Non seulement d’âpres batailles de pouvoir traversent les différents appareils mais ceux-ci se livrent une rude concurrence pour s’assurer l’hégémonie à droite. Dans le même temps, la cohabitation lui complique la vie. Le président Chirac en tire un incontestable prestige : c’est à sa fonction qu’il le doit, à son titre de chef de l’Etat. Les retombées politiques sont à peu près inexistantes pour la droite qui se retrouve souvent partagée entre le soutien qu’elle doit apporter au président et l’opposition qu’elle veut manifester au gouvernement.

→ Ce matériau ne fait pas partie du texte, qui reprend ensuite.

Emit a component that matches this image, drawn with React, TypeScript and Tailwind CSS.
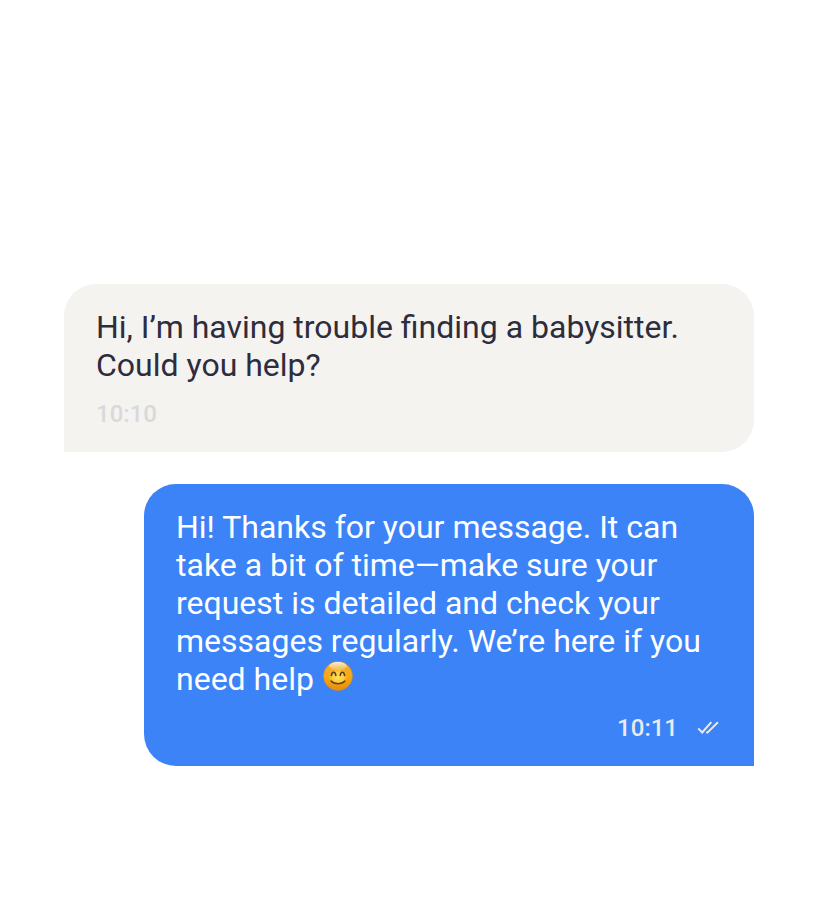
import type { ReactNode } from "react";
import clsx from "clsx";

interface BubbleProps {
  outgoing?: boolean;
  time: string;
  children: ReactNode;
}

function ReadReceipt() {
  return (
    <svg
      viewBox="0 0 28 28"
      role="img"
      aria-label="Read"
      className="h-7 w-7"
      fill="none"
      stroke="currentColor"
      strokeWidth="2"
    >
      <path d="M4.2 14.4 8.2 18.5 17.3 8.2" />
      <path d="M12.2 18.1 13.4 18.6 23.9 8.2" />
    </svg>
  );
}

function SmileEmoji() {
  return (
    <svg
      viewBox="0 0 32 32"
      role="img"
      aria-label="Smiling face"
      className="-mt-3 inline-block h-8 w-8 align-middle"
    >
      <defs>
        <linearGradient id="face" x1="0" y1="0" x2="0" y2="1">
          <stop offset="0" stopColor="#e9b040" />
          <stop offset="0.5" stopColor="#f7a916" />
          <stop offset="1" stopColor="#e88c0e" />
        </linearGradient>
        <radialGradient id="glow" cx="0.5" cy="0.5" r="0.5">
          <stop offset="0" stopColor="#ffe45c" />
          <stop offset="0.6" stopColor="#ffd544" stopOpacity="0.8" />
          <stop offset="1" stopColor="#fcb71f" stopOpacity="0" />
        </radialGradient>
        <linearGradient id="shine" x1="0" y1="0" x2="0" y2="1">
          <stop offset="0" stopColor="#f4f0e6" />
          <stop offset="1" stopColor="#fbe08a" stopOpacity="0.3" />
        </linearGradient>
      </defs>
      <circle cx="16" cy="16" r="14.5" fill="url(#face)" stroke="#d08a1c" strokeWidth="0.6" />
      <ellipse cx="16" cy="17" rx="10" ry="9" fill="url(#glow)" />
      <ellipse cx="16" cy="6" rx="8.8" ry="4" fill="url(#shine)" />
      <g fill="none" stroke="#5f3d1c" strokeLinecap="round">
        <path d="M9.4 15.4C10 11.2 13.2 11.2 13.8 15.4" strokeWidth="1.7" />
        <path d="M18.2 15.4C18.8 11.2 22 11.2 22.6 15.4" strokeWidth="1.7" />
        <path d="M9 21C12.2 24.6 19.8 24.6 23 21" strokeWidth="1.4" />
      </g>
    </svg>
  );
}

function Bubble({ outgoing = false, time, children }: BubbleProps) {
  return (
    <li
      className={clsx(
        "flex flex-col gap-4 rounded-t-4xl px-8 py-6",
        outgoing
          ? "ml-20 rounded-bl-4xl bg-[#3b83f7] text-white"
          : "rounded-br-4xl bg-[#f5f3f0] text-[#2d2d3d]",
      )}
    >
      <p className="text-[32px] leading-[38px]">{children}</p>
      <div
        className={clsx(
          "flex items-center gap-4 text-2xl leading-7 font-medium",
          outgoing ? "justify-end text-[#e8eaed]" : "text-[#d9d9db]",
        )}
      >
        <time>{time}</time>
        {outgoing && <ReadReceipt />}
      </div>
    </li>
  );
}

export default function App() {
  return (
    <main className="min-h-screen bg-white pt-[284px] pr-[78px] pb-16 pl-16 font-[Roboto,sans-serif]">
      <ul className="flex flex-col gap-8">
        <Bubble time="10:10">
          Hi, I’m having trouble finding a babysitter. Could you help?
        </Bubble>
        <Bubble outgoing time="10:11">
          Hi! Thanks for your message. It can take a bit of time—make sure your request is detailed
          and check your messages regularly. We’re here if you need help <SmileEmoji />
        </Bubble>
      </ul>
    </main>
  );
}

Cet état des lieux a suscité d’ailleurs une floraison d’ouvrages (2) où des intellectuels de droite, plus ou moins en marge des formations, des appareils en tout cas, se livrent à une réflexion autocritique, cherchent à reconstituer l’identité de leur famille politique, à la doter d’un projet original de société. Ces auteurs plaident souvent pour une droite droitisée, qui s’assume comme telle et liquide en son sein l’héritage de 1968.
De leur côté, des commentateurs s’interrogent sur les retombées de la crise de l’extrême droite. La scission du Front national a « libéré » des électeurs qui ne se retrouvent guère dans les deux formations extrémistes concurrentes. Certains, au RPR, à Démocratie libérale, espèrent les retrouver de même qu’ils envisagent la possibilité d’une rencontre avec le courant mégrétiste.
Pour beaucoup, la recomposition de la droite (tant sur le plan de l’organisation, du programme que des alliances) va dépendre du rapport des forces sorti des urnes au soir du 13 juin. Celle-ci urge car, pour reprendre une expression du chercheur Gilles Ivaldi (3), « en l’état actuel des choses, la droite républicaine ne paraît avoir ni les moyens, ni la force de supporter un nouveau séisme de l’ampleur de ceux qu’elle a déjà affrontés en 1997 et 1998 ».
1. Au moment où cet article a été rédigé, à la mi-mai.
2. Pour en finir avec la droite de Roland Hureaux ; Comment peut-on être de droite ? de Paul-François Paoli (Albin Michel) ; le Livre noir de la droite d’Eric Zemmour (Grasset) ; le Roman de la droite d’Eric Branca, la Nouvelle Solution libérale de Guy Sorman (Fayard).
3. Gilles Ivaldi, « La droite dans la tourmente », Regards sur l’actualité, décembre 1998.